A reassuring point is that the age of the Universe predicted by cosmological models is in agreement with other, independent constraints such as the age of stars. Since dwarf stars are predicted to be able to shine for trillions of years, we really ought to see such old stars if any existed. That we don't see any is a pretty good indicator that the Universe hasn't been around forever.

A final point here is that we're quite sure the Universe really is expanding, and it isn't that all the galaxies just happen to be rushing away from us, as though we were at the center of an explosion (that link has an excellent hands-on project for those who are really interested). Apart from the constraints of cosmological models, geometrical considerations also support this, and the Tolman test proves independently of all this that the expansion is real.

The Big Bang theory is not without problems - but the basic view of a small, hot Universe expanding into the one we see today is pretty sound.

2) Inflation

KABOOOOM !

That is the sound the Big Bang did not make around 14 billion years ago, because it wasn't an explosion in the conventional sense. What it was was a load of really hot material rushing apart at tremendous speed, which amounts to the same thing in many ways.

Explosions are messy. That much is just true. So it seems quite reasonable to expect that the Big Bang would also have been messy, even if it wasn't your typical exploding barrel of gunpowder. The big problem is that Universe we see today is just too damn boring. Or, to be more accurate, it's the same everywhere. Nothing but galaxies, galaxies, and more galaxies, wherever we look. YAWN.

In the immortal words of Bart Simpson..."Wow ! The Universe is so BORING !"
Seriously though, why is it so uniform ? How come we don't see huge parts of it filled with nothing but sheep* or old socks ? In fact, there's quite a lot of structure, but there's nothing that can't be explained by the simple action of gravity.

* Not counting some parts of Wales.

BAAA !
I exaggerated the bit about sheep, of course. The point is the structures produced in the expanding fireball of the Big Bang shouldn't look like structures only produced by gravity - so where are they ? Inflation gets around this tricky problem by saying that the very early Universe expanded very very very rapidly. This means that everything we can see is actually just a minute part of a single, much greater structure. The messiness is there - it's just much bigger than anything we can ever see.

And that's great, except that no-one knows what caused it.

Should that be worrying ? Well, yes, probably. Nonetheless, the evidence for a small, hot early Universe seems too strong for this to be a real concern. We know basically what happened, just not how or why. It's like having a confession from a murderer who doesn't give a reason - and the Universe is bloody complicated, so it doesn't seem at all unreasonable to me that it's going to take a long time to solve, if we ever do.

3) Galaxy Evolution

HAHAHAH !

I laugh because this is what I work on, and I'm only too aware of how controversial the whole thing is. But we do know some things. We know galaxies are very far away, so far it's taken their light billions of years to reach us (so long, Creationism). We also know that they interact with each other, but we've no idea just how important this is. The current line of thinking is that virtually everything can be explained by mergers, but this actually has so many problems I really don't know where to start. That could be a whole other post, at some point.

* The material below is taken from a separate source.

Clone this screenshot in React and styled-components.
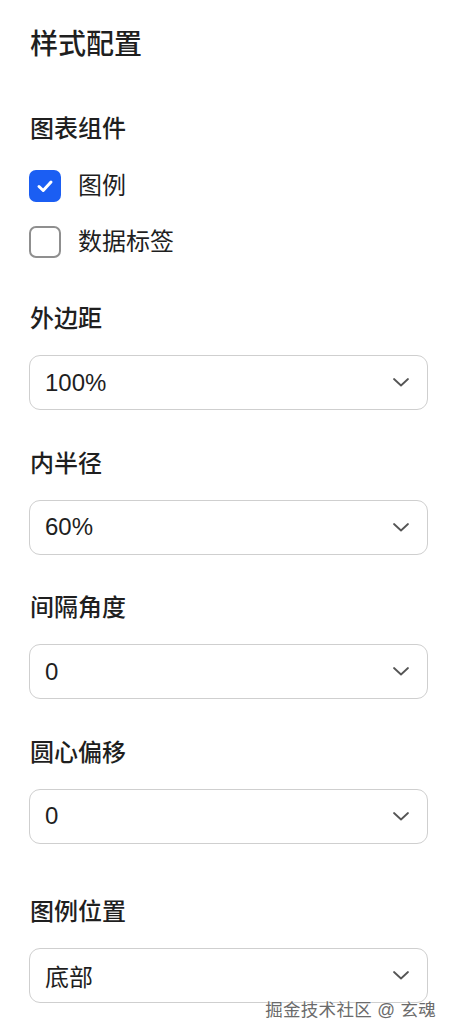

We are also dead certain that they are pretty.
Another thing we know is that galaxies have different properties depending on how far away they are (which on these scales is the same as how old they are), but it really doesn't matter where they are on in the sky. That's another nail in the coffin for the steady state theory, where nothing much should change over time.

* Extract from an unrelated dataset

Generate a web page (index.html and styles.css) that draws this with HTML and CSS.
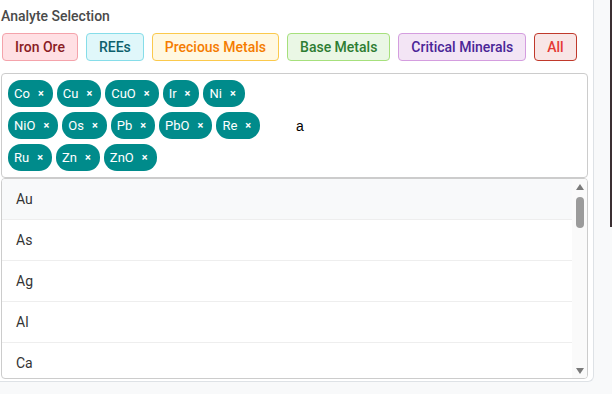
FILE: index.html
```html
<!DOCTYPE html>
<html lang="en">
<head>
  <meta charset="UTF-8">
  <title>Analyte Selection</title>
  <meta name="viewport" content="width=device-width, initial-scale=1.0">
  <link rel="stylesheet" href="styles.css">
</head>
<body>

<div class="panel">
  <div class="title">Analyte Selection</div>

  <!-- Group presets -->
  <div class="groups">
    <button class="group iron">Iron Ore</button>
    <button class="group rees">REEs</button>
    <button class="group precious">Precious Metals</button>
    <button class="group base">Base Metals</button>
    <button class="group critical">Critical Minerals</button>
    <button class="group all">All</button>
  </div>

  <!-- Selected analytes -->
  <div class="tag-box">
    <div class="chips">
      <span class="chip">Co<span class="x">&times;</span></span>
      <span class="chip">Cu<span class="x">&times;</span></span>
      <span class="chip">CuO<span class="x">&times;</span></span>
      <span class="chip">Ir<span class="x">&times;</span></span>
      <span class="chip">Ni<span class="x">&times;</span></span>
      <span class="chip">NiO<span class="x">&times;</span></span>
      <span class="chip">Os<span class="x">&times;</span></span>
      <span class="chip">Pb<span class="x">&times;</span></span>
      <span class="chip">PbO<span class="x">&times;</span></span>
      <span class="chip">Re<span class="x">&times;</span></span>
      <span class="chip">Ru<span class="x">&times;</span></span>
      <span class="chip">Zn<span class="x">&times;</span></span>
      <span class="chip">ZnO<span class="x">&times;</span></span>
    </div>
    <input class="search" type="text" value="a">
  </div>

  <!-- Options dropdown -->
  <div class="dropdown">
    <ul class="options">
      <li class="active">Au</li>
      <li>As</li>
      <li>Ag</li>
      <li>Al</li>
      <li>Ca</li>
    </ul>
    <div class="scrollbar">
      <span class="arrow up"></span>
      <span class="thumb"></span>
      <span class="arrow down"></span>
    </div>
  </div>
</div>

<div class="edge"></div>

</body>
</html>
```

FILE: styles.css
```css
* {
  box-sizing: border-box;
}

html, body {
  margin: 0;
  padding: 0;
  background: #f8f9fa;
  font-family: Roboto, 'Liberation Sans', sans-serif;
}

.panel {
  width: 594px;
  height: 382px;
  background: #fff;
  border-right: 1px solid #dee2e6;
  border-bottom: 1px solid #dee2e6;
  border-bottom-right-radius: 6px;
  padding: 8px 5px 2px 1px;
  display: flex;
  flex-direction: column;
}

.title {
  font-size: 14px;
  line-height: 16px;
  font-weight: 500;
  color: #4a4a4a;
  margin-bottom: 9px;
}

.groups {
  display: flex;
  gap: 8px;
  padding-left: 1px;
  margin-bottom: 12px;
}

.group {
  height: 28px;
  padding: 0 12px;
  border: 1px solid;
  border-radius: 4px;
  font-family: Roboto, sans-serif;
  font-size: 14px;
  font-weight: 500;
  cursor: pointer;
}

.iron {
  background: #ffe0e4;
  border-color: #f4a3ab;
  color: #8a1c24;
}

.rees {
  background: #e0f7fa;
  border-color: #86dde9;
  color: #0d5f6c;
}

.precious {
  background: #fff8e1;
  border-color: #fbc94c;
  color: #f57c00;
}

.base {
  background: #eaf7e5;
  border-color: #a6e07c;
  color: #2e7d32;
}

.critical {
  background: #f3e5f5;
  border-color: #d49ddf;
  color: #4a2597;
}

.all {
  background: #f8e6e6;
  border-color: #c0392b;
  color: #e53935;
}

.tag-box {
  display: flex;
  align-items: center;
  height: 105px;
  border: 1px solid #ccc;
  border-radius: 4px;
  padding: 6px;
}

.chips {
  width: 262px;
  display: flex;
  flex-wrap: wrap;
  gap: 5px 4px;
}

.chip {
  display: inline-flex;
  align-items: center;
  height: 27px;
  padding: 0 9px 0 6px;
  background: #008b8b;
  color: #fff;
  border-radius: 13px;
  font-size: 13px;
}

.chip .x {
  margin-left: 8px;
  font-size: 11px;
  font-weight: 700;
}

.search {
  flex: 1;
  margin-left: 24px;
  padding: 0 2px;
  border: none;
  outline: none;
  font-family: 'Liberation Sans', Arial, sans-serif;
  font-size: 14px;
  color: #000;
  background: transparent;
}

.dropdown {
  display: flex;
  height: 201px;
  overflow: hidden;
  border: 1px solid #ccc;
  border-radius: 4px;
}

.options {
  flex: 1;
  list-style: none;
  margin: 0;
  padding: 0;
}

.options li {
  height: 41px;
  line-height: 40px;
  padding-left: 14px;
  border-bottom: 1px solid #eee;
  font-size: 14px;
  color: #333;
}

.options li.active {
  background: #f8f9fa;
}

.scrollbar {
  width: 15px;
  background: #fafafa;
  display: flex;
  flex-direction: column;
  align-items: center;
  padding: 5px 0 4px;
}

.arrow {
  width: 0;
  height: 0;
  border-left: 4.5px solid transparent;
  border-right: 4.5px solid transparent;
}

.arrow.up {
  border-bottom: 6px solid #7a7a7a;
}

.arrow.down {
  margin-top: auto;
  border-top: 6px solid #7a7a7a;
}

.thumb {
  width: 8px;
  height: 31px;
  margin-top: 7px;
  border-radius: 4px;
  background: #9b9b9b;
}

.edge {
  position: absolute;
  top: 0;
  right: 0;
  width: 2px;
  height: 227px;
  background: #3b2f33;
}
```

I won't go into details of galaxy evolutionary theory, but it's worth pointing out that we have no idea what 90% of galaxies are made of. We know that they're rotating too fast, and should all fly apart without something else there to hold them together, but we haven't a clue what it might be (many ideas yes, but no evidence as yet). It's also possible that our understanding of gravity is wrong.

5) The Solar System

The solar system was probably formed around 5 billion years ago, based on models of stellar evolution and radioactive dating. These are independent methods which give pretty much the same result, which is always nice. The existence of elements which continuously decay by radiation is also another problem for poor old steady state theory. A Universe that's infinite in time and space really is quite difficult to justify these days.

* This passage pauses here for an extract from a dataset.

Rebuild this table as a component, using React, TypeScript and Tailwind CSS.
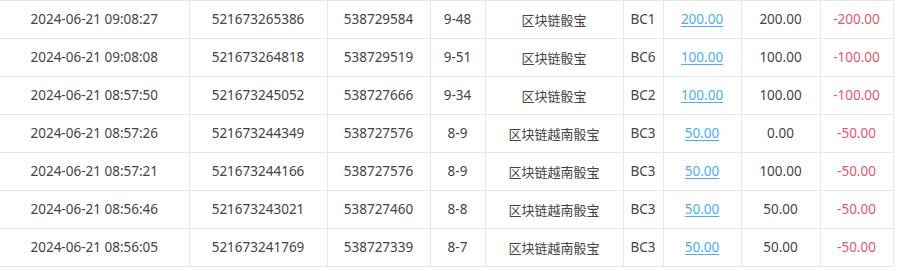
import React from "react";

interface Row {
  time: string;
  orderNo: string;
  userId: string;
  issue: string;
  game: string;
  table: string;
  bet: string;
  valid: string;
  win: string;
}

const ROWS: Row[] = [
  { time: "2024-06-21 09:08:27", orderNo: "521673265386", userId: "538729584", issue: "9-48", game: "区块链骰宝", table: "BC1", bet: "200.00", valid: "200.00", win: "-200.00" },
  { time: "2024-06-21 09:08:08", orderNo: "521673264818", userId: "538729519", issue: "9-51", game: "区块链骰宝", table: "BC6", bet: "100.00", valid: "100.00", win: "-100.00" },
  { time: "2024-06-21 08:57:50", orderNo: "521673245052", userId: "538727666", issue: "9-34", game: "区块链骰宝", table: "BC2", bet: "100.00", valid: "100.00", win: "-100.00" },
  { time: "2024-06-21 08:57:26", orderNo: "521673244349", userId: "538727576", issue: "8-9", game: "区块链越南骰宝", table: "BC3", bet: "50.00", valid: "0.00", win: "-50.00" },
  { time: "2024-06-21 08:57:21", orderNo: "521673244166", userId: "538727576", issue: "8-9", game: "区块链越南骰宝", table: "BC3", bet: "50.00", valid: "100.00", win: "-50.00" },
  { time: "2024-06-21 08:56:46", orderNo: "521673243021", userId: "538727460", issue: "8-8", game: "区块链越南骰宝", table: "BC3", bet: "50.00", valid: "50.00", win: "-50.00" },
  { time: "2024-06-21 08:56:05", orderNo: "521673241769", userId: "538727339", issue: "8-7", game: "区块链越南骰宝", table: "BC3", bet: "50.00", valid: "50.00", win: "-50.00" },
];

const cell = "h-[38px] p-0 text-center align-middle border-r border-b border-[#e8e8e8]";

export default function App() {
  return (
    <div className="w-[900px] h-[271px] overflow-hidden bg-white font-['Noto_Sans','Noto_Sans_CJK_SC',sans-serif] text-[13.5px] text-[#444]">
      <table className="w-[893px] table-fixed border-collapse border-t border-[#e8e8e8]">
        <colgroup>
          <col className="w-[189px]" />
          <col className="w-[138px]" />
          <col className="w-[103px]" />
          <col className="w-[55px]" />
          <col className="w-[138px]" />
          <col className="w-[40px]" />
          <col className="w-[78px]" />
          <col className="w-[79px]" />
          <col className="w-[73px]" />
        </colgroup>
        <tbody>
          {ROWS.map((r) => (
            <tr key={r.orderNo}>
              <td className={cell}>{r.time}</td>
              <td className={cell}>{r.orderNo}</td>
              <td className={cell}>{r.userId}</td>
              <td className={cell}>{r.issue}</td>
              <td className={cell + " font-['Noto_Sans_CJK_SC',sans-serif] text-[13px]"}>{r.game}</td>
              <td className={cell}>{r.table}</td>
              <td className={cell}>
                <a className="text-[#4ab0ee] underline underline-offset-2 cursor-pointer">{r.bet}</a>
              </td>
              <td className={cell}>{r.valid}</td>
              <td className={cell + " text-[#e8566c]"}>{r.win}</td>
            </tr>
          ))}
        </tbody>
      </table>
    </div>
  );
}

But. as with everything else, there are still a lot of unknowns. We definitely do know that solar system formed, because we're here. But we're not even sure about some fundamentals as where the gas giants formed or even how many there were. There are also problems with simulations in forming the rocky planets. Yet for all that. we know there must be a solution, because now we know that planetary systems are common around other stars.


6) Dark Energy

Throw a sheep up into the air and will be very surprised, but it will likely come back down again amd run away. That is, unless you throw it upwards with enough speed to escape the gravitational pull of the Earth. In that case, it won't (which is a shame, because the heat generated by air compression would make for instant roast mutton).

This deserves to be everywhere.

The expansion of the Universe is no different, except that it doesn't go "baaa" and is less woolly. That is, by rights the expansion of the Universe ought to slow down, and then it ought to start contracting. That's because everything has mass, and mass means gravity which tends to pull things together.

Even if the unfortunate sheep were put inside a rocket and shot straight up at escape velocity, the unexpectedly intrepid mammal would find itself forever slowing down once the rocket had exhausted all its fuel. It's just that its speed would drop more and more slowly each day, so, although if you waited long enough, it would slow to a crawl, it would never actually stop. Sort of like Zeno's Paradox, only with rockets and sheep instead of Achilles and a tortoise.

Unfortunately, the expansion of the Universe is not slowing down. It appears to be speeding up.


This is allowed by the Einstein's laws of gravity, which is nice. The problem is that no-one knows what the physical mechanism causing the speedup is. It could be some completely unexpected force, or even just a total illusion. It's probably still too early in the game to tell.



Well, that's all I've got. Of course, everything I've just said is a massive oversimplification, but the links contained therein are much better, Inasmuch as I have any conclusions, I suppose they'd have to be the following :

- Anyone who claims that all of modern science is wrong is... well, wrong.
- Anyone who claims that science can already explain everything and thinks there's no more important work left to do is a f***ing IDIOT. Slap them.